Controlling Variables

by Anthony Carpi, Ph.D., Anne E. Egger, Ph.D.

This material is excerpted from a teaching module on the Visionlearning website, to view this material in context, please visit Research Methods: Experimentation.

Controlling variables is an important part of experimental design. Controlled variables refer to variables or contributing factors that are fixed or eliminated in order to clearly identify the relationship between an independent variable and a dependent variable. For example, in an experiment designed to quantify the effect of vitamin A dose on the metabolism of beta-carotene in humans, Shawna Lemke and colleagues had to precisely control the diet of their human volunteers (Lemke, Dueker et al. 2003). They asked their participants to limit their intake of foods rich in vitamin A and further asked that they maintain a precise log of all foods eaten for 1 week prior to their study. At the time of their study, they controlled their participants’ diet by feeding them all the same meals, described in the methods section of their research article in this way, “Meals were controlled for time and content on the dose administration day. Lunch was served at 5.5 h postdosing and consisted of a frozen dinner (Enchiladas, Amy's Kitchen, Petaluma, CA), a blueberry bagel with jelly, 1 apple and 1 banana, and a large chocolate chunk cookie (Pepperidge Farm). Dinner was served 10.5 h post dose and consisted of a frozen dinner (Chinese Stir Fry, Amy's Kitchen) plus the bagel and fruit taken for lunch.”
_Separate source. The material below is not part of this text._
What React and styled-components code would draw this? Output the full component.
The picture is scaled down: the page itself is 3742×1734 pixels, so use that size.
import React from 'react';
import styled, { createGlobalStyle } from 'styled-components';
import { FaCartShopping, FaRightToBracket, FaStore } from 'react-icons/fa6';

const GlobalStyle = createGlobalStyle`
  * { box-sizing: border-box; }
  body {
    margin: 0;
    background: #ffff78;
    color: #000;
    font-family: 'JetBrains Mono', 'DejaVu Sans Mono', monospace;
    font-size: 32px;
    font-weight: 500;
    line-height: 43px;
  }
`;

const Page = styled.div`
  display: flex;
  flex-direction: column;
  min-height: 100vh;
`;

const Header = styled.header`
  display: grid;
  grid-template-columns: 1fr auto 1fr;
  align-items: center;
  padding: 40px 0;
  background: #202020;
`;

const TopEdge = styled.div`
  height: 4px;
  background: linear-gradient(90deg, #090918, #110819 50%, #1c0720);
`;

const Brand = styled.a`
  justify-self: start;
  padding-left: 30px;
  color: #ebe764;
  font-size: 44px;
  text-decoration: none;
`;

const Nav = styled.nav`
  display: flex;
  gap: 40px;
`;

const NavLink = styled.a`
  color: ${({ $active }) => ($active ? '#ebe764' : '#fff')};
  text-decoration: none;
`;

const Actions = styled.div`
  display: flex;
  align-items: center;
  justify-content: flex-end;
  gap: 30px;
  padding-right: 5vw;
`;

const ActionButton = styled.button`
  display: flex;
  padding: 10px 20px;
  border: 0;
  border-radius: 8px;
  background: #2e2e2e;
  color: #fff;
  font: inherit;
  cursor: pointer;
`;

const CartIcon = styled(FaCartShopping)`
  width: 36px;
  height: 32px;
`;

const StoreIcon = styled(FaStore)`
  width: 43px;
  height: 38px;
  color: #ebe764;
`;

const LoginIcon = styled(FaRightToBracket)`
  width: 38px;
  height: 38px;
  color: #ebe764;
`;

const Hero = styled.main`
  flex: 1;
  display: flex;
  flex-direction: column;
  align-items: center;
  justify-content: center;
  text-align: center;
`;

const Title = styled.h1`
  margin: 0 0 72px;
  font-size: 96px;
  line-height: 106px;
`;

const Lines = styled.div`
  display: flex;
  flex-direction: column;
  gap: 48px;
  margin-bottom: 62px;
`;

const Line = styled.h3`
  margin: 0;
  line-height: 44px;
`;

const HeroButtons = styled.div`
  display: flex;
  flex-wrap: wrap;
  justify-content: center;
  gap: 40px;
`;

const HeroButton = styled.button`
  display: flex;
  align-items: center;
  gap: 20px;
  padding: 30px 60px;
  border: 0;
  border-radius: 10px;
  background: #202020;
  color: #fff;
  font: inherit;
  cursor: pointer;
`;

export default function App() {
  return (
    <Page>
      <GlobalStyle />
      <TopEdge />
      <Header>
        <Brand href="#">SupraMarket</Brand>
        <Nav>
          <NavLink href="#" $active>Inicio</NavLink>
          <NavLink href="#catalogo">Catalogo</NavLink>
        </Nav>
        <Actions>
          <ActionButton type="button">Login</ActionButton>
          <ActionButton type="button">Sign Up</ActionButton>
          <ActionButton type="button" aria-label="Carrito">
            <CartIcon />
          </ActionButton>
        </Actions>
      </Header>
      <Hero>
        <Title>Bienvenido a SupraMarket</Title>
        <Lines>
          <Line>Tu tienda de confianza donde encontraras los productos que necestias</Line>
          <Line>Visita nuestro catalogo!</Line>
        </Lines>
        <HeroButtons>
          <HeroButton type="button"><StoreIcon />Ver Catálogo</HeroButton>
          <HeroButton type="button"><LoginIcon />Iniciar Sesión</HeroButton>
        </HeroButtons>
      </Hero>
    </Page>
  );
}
Controlling variables is important because slight variations in the experimental set-up could strongly affect the outcome being measured. For example, during the 1950s, a number of experiments were conducted to evaluate the toxicity in mammals of the metal molybdenum, using rats as experimental subjects. Unexpectedly, these experiments seemed to indicate that the type of cage the rats were housed in affected the toxicity of molybdenum. In response, G. Brinkman and Russell Miller set up an experiment to investigate this observation (Brinkman & Miller, 1961). Brinkman and Miller fed two groups of rats a normal diet that was supplemented with 200 parts per million (ppm) of molybdenum. One group of rats was housed in galvanized steel (steel coated with zinc to reduce corrosion) cages and the second group was housed in stainless steel cages. Rats housed in the galvanized steel cages suffered more from molybdenum toxicity than the other group: they had higher concentrations of molybdenum in their livers and lower blood hemoglobin levels. It was then shown that when the rats chewed on their cages, those housed in the galvanized metal cages absorbed zinc plated onto the metal bars and zinc is now known to affect the toxicity of molybdenum. In order to control for zinc exposure, then, stainless steel cages needed to be used for all rats.
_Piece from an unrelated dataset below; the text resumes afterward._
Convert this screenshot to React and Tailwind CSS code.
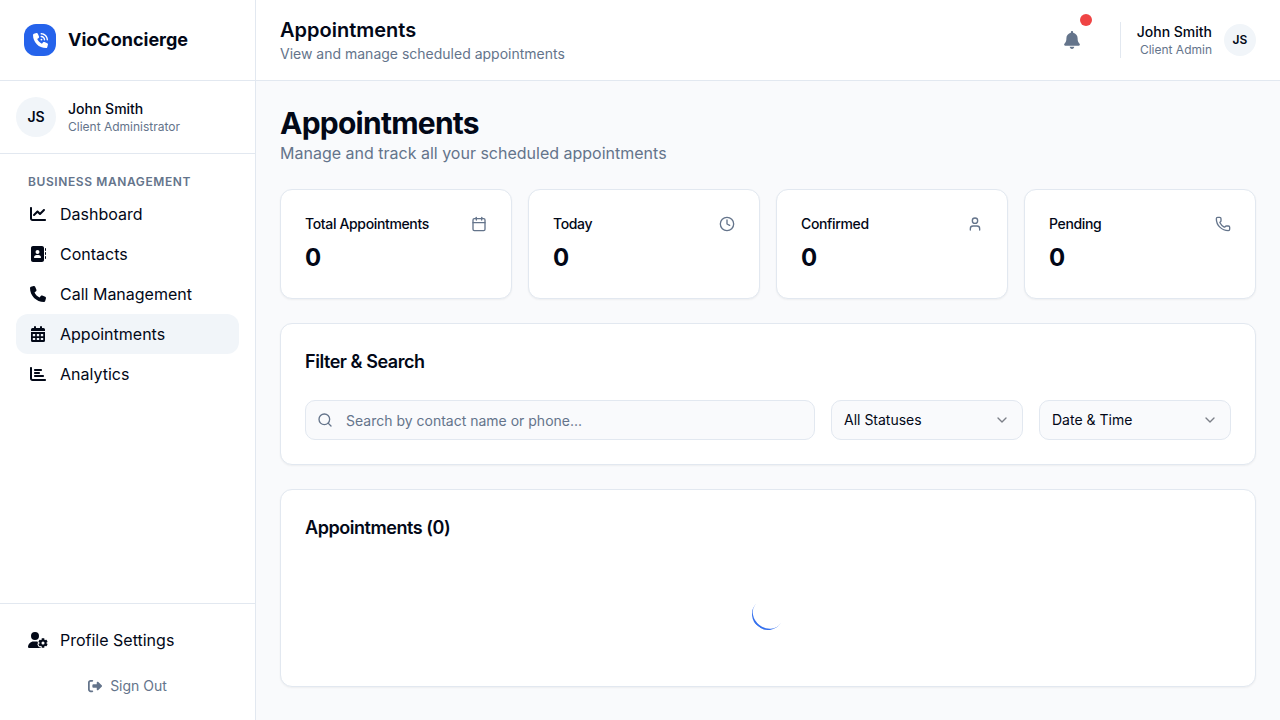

While controlling variables is an important aspect of making an experiment manageable and informative, it is often not representative of the real world, in which many variables may change at once, including the foods you eat. Still, experimental research is an excellent way of determining relationships between variables that can be later validated in real world settings through descriptive or comparative studies.